• What I mean is that ID's are usually foreign keys that link to other tables. In a datawarehouse you should be using surrogate keys for all your dimensions and link them to the fact table. The combination of all the dimension surrogate keys within the fact table make up the primary key of the fact table, it doesn't really need it's own different primary key.

    A measure should be numeric but not an ID. An ID will be slow, and not amenable to fast aggregation.

    For example it should be a currency amount, or a count indicator.

    So for example if you are counting, you should have a column specially for the count, and just contain a 1 in it if it exists. Don't put a 0 in this column if it doesn't exist, it's unnecessary and will make querying slower. If the source datamart/datawarehouse does not have a row for this particular dimension/measure intersection then the cube should not have a cell, i.e. it should be EMPTY (doesn't exist - like a 'hole' in the matrix).

    Cubes are supposed to be sparse, meaning they should not contain blanks or zeros, only EMPTY cells.
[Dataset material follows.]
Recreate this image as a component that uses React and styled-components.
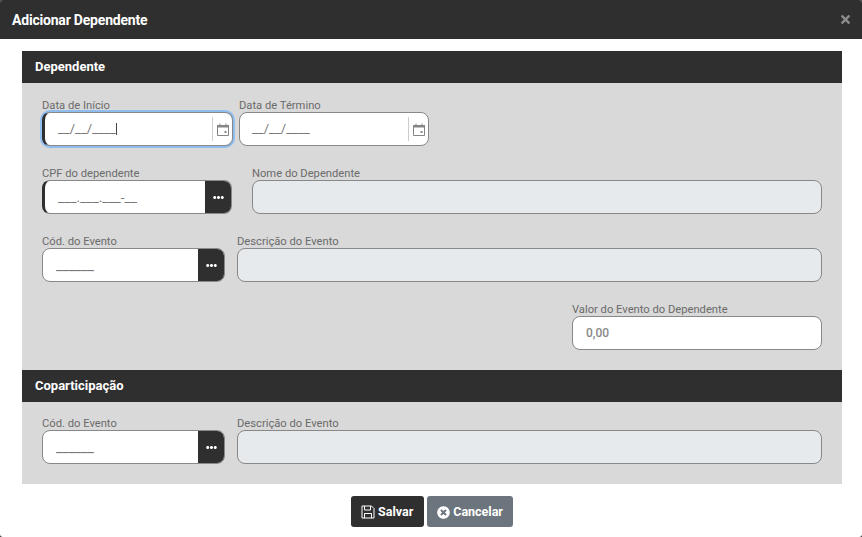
import React from 'react';
import styled, { createGlobalStyle } from 'styled-components';
import { FaEllipsisH, FaTimes, FaTimesCircle } from 'react-icons/fa';

const dark = '#2f2f2f';

const GlobalStyle = createGlobalStyle`
  html, body {
    margin: 0;
    padding: 0;
    background: #3a3a3a;
  }
  * {
    box-sizing: border-box;
  }
`;

const Modal = styled.div`
  width: 862px;
  height: 537px;
  background: #fff;
  border-radius: 3px;
  overflow: hidden;
  font-family: Roboto, "Liberation Sans", sans-serif;
`;
const Header = styled.div`
  height: 39px;
  padding: 0 10px 0 12px;
  display: flex;
  align-items: center;
  justify-content: space-between;
  background: ${dark};
`;
const Title = styled.h1`
  margin: 0;
  font-size: 14px;
  font-weight: 700;
  letter-spacing: -0.2px;
  color: #fff;
`;
const Close = styled.button`
  border: none;
  padding: 0;
  display: flex;
  background: none;
  color: #8c8c8c;
  font-size: 13px;
`;
const Body = styled.div`
  padding: 12px 20px 0 22px;
`;
const SectionBar = styled.div`
  height: 32px;
  padding: 0 0 2px 13px;
  display: flex;
  align-items: center;
  background: ${dark};
  color: #fff;
  font-size: 13px;
  font-weight: 700;
`;
const Panel = styled.div`
  padding: ${(p) => (p.$compact ? 14 : 15)}px 20px 20px;
  display: flex;
  flex-direction: column;
  gap: 20px;
  background: #d9d9d9;
`;
const Row = styled.div`
  display: flex;
  justify-content: ${(p) => (p.$end ? 'flex-end' : 'flex-start')};
  gap: ${(p) => p.$gap}px;
`;
const Field = styled.div`
  width: ${(p) => (p.$width ? `${p.$width}px` : 'auto')};
  flex: ${(p) => (p.$width ? 'none' : 1)};
`;
const Label = styled.label`
  display: block;
  height: 14px;
  font-size: 11.2px;
  line-height: 16px;
  color: #6b6b6b;
`;
const Input = styled.div`
  height: 34px;
  display: flex;
  align-items: stretch;
  overflow: hidden;
  border: 1px solid #888;
  border-left: ${(p) => (p.$required ? `3px solid ${dark}` : '1px solid #888')};
  border-radius: 8px;
  background: ${(p) => (p.$disabled ? '#e7eaed' : '#fff')};
  box-shadow: ${(p) => (p.$focused ? '0 0 0 2px #8fbdf0' : 'none')};
`;
const Mask = styled.span`
  flex: 1;
  padding: 0 0 0 ${(p) => p.$pad}px;
  display: flex;
  align-items: center;
  font-size: ${(p) => p.$size}px;
  font-weight: ${(p) => (p.$strong ? 500 : 400)};
  line-height: 14px;
  color: ${(p) => (p.$strong ? '#888' : '#777')};
  white-space: nowrap;
`;
const Caret = styled.i`
  width: 1px;
  height: 12px;
  margin-top: -1px;
  background: #444;
`;
const CalendarSlot = styled.span`
  width: 20px;
  margin: 4px 0;
  display: flex;
  align-items: center;
  justify-content: flex-start;
  padding-left: 4px;
  border-left: 1px solid #ccc;
  color: #858585;
`;
const DotsButton = styled.button`
  width: 27px;
  margin: -1px -1px -1px 0;
  border: none;
  padding: 0;
  display: flex;
  align-items: center;
  justify-content: center;
  background: ${dark};
  color: #fff;
  font-size: 11px;
`;
const Footer = styled.div`
  padding-top: 12px;
  display: flex;
  justify-content: center;
  gap: 3px;
`;
const Button = styled.button`
  height: 31px;
  padding: 0 10.5px;
  border: none;
  border-radius: 3px;
  display: flex;
  align-items: center;
  gap: 3px;
  background: ${(p) => (p.$secondary ? '#6c757d' : dark)};
  color: #fff;
  font-family: inherit;
  font-size: 12.5px;
  font-weight: 700;
  svg {
    flex: none;
  }
`;
const CancelIcon = styled(FaTimesCircle)`
  margin-top: 2px;
  font-size: 13px;
`;

const CalendarIcon = () => (
  <svg width="12" height="13" viewBox="0 0 12 13" fill="none" stroke="currentColor">
    <path d="M.5 2.5h11v10H.5z" />
    <path d="M0 2h12v2.5H0z" fill="currentColor" stroke="none" />
    <path d="M3 .5v2M9 .5v2" />
    <path d="M7.5 8h2v2h-2z" fill="currentColor" stroke="none" />
  </svg>
);

const SaveIcon = () => (
  <svg width="14" height="14" viewBox="0 0 14 14" fill="none" stroke="currentColor">
    <path d="M1 1h9.5L13 3.5V13H1z" />
    <path d="M3.5 1v4h6V1M3.5 13V8.5h7V13" />
  </svg>
);

const DateField = ({ label, width, focused, required, pad }) => (
  <Field $width={width}>
    <Label>{label}</Label>
    <Input $focused={focused} $required={required}>
      <Mask $pad={pad} $size={13}>
        __/__/____
        {focused && <Caret />}
      </Mask>
      <CalendarSlot>
        <CalendarIcon />
      </CalendarSlot>
    </Input>
  </Field>
);

const LookupField = ({ label, width, mask, size, required }) => (
  <Field $width={width}>
    <Label>{label}</Label>
    <Input $required={required}>
      <Mask $pad={13} $size={size}>{mask}</Mask>
      <DotsButton>
        <FaEllipsisH />
      </DotsButton>
    </Input>
  </Field>
);

const ReadOnlyField = ({ label }) => (
  <Field>
    <Label>{label}</Label>
    <Input $disabled />
  </Field>
);

const App = () => {
  return (
    <Modal>
      <GlobalStyle />
      <Header>
        <Title>Adicionar Dependente</Title>
        <Close>
          <FaTimes />
        </Close>
      </Header>
      <Body>
        <SectionBar>Dependente</SectionBar>
        <Panel>
          <Row $gap={6}>
            <DateField label="Data de Início" width={191} focused required pad={13} />
            <DateField label="Data de Término" width={190} pad={12} />
          </Row>
          <Row $gap={20}>
            <LookupField label="CPF do dependente" width={190} size={13.7} mask="___.___.___-__" required />
            <ReadOnlyField label="Nome do Dependente" />
          </Row>
          <Row $gap={12}>
            <LookupField label="Cód. do Evento" width={183} size={14} mask="______" />
            <ReadOnlyField label="Descrição do Evento" />
          </Row>
          <Row $gap={0} $end>
            <Field $width={250}>
              <Label>Valor do Evento do Dependente</Label>
              <Input>
                <Mask $pad={13} $size={12} $strong>0,00</Mask>
              </Input>
            </Field>
          </Row>
        </Panel>
        <SectionBar>Coparticipação</SectionBar>
        <Panel $compact>
          <Row $gap={12}>
            <LookupField label="Cód. do Evento" width={183} size={14} mask="______" />
            <ReadOnlyField label="Descrição do Evento" />
          </Row>
        </Panel>
        <Footer>
          <Button>
            <SaveIcon />
            Salvar
          </Button>
          <Button $secondary>
            <CancelIcon />
            Cancelar
          </Button>
        </Footer>
      </Body>
    </Modal>
  );
};

export default App;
These will either return as NULL in a query or not at all (depending on your query) If you must report zeros (for example a monthly total where you don't want to skip empty months) you can just use isempty() in an MDX query.

    I don't think you should re-purpose an auto-incrementing ID field as a measure. If you have a new column containing only 1's then the cube when processed will automatically sum these values across all the dimensions for you ( and the sum of existing 1's is exactly the same as a count), and the MDX queries will be fast.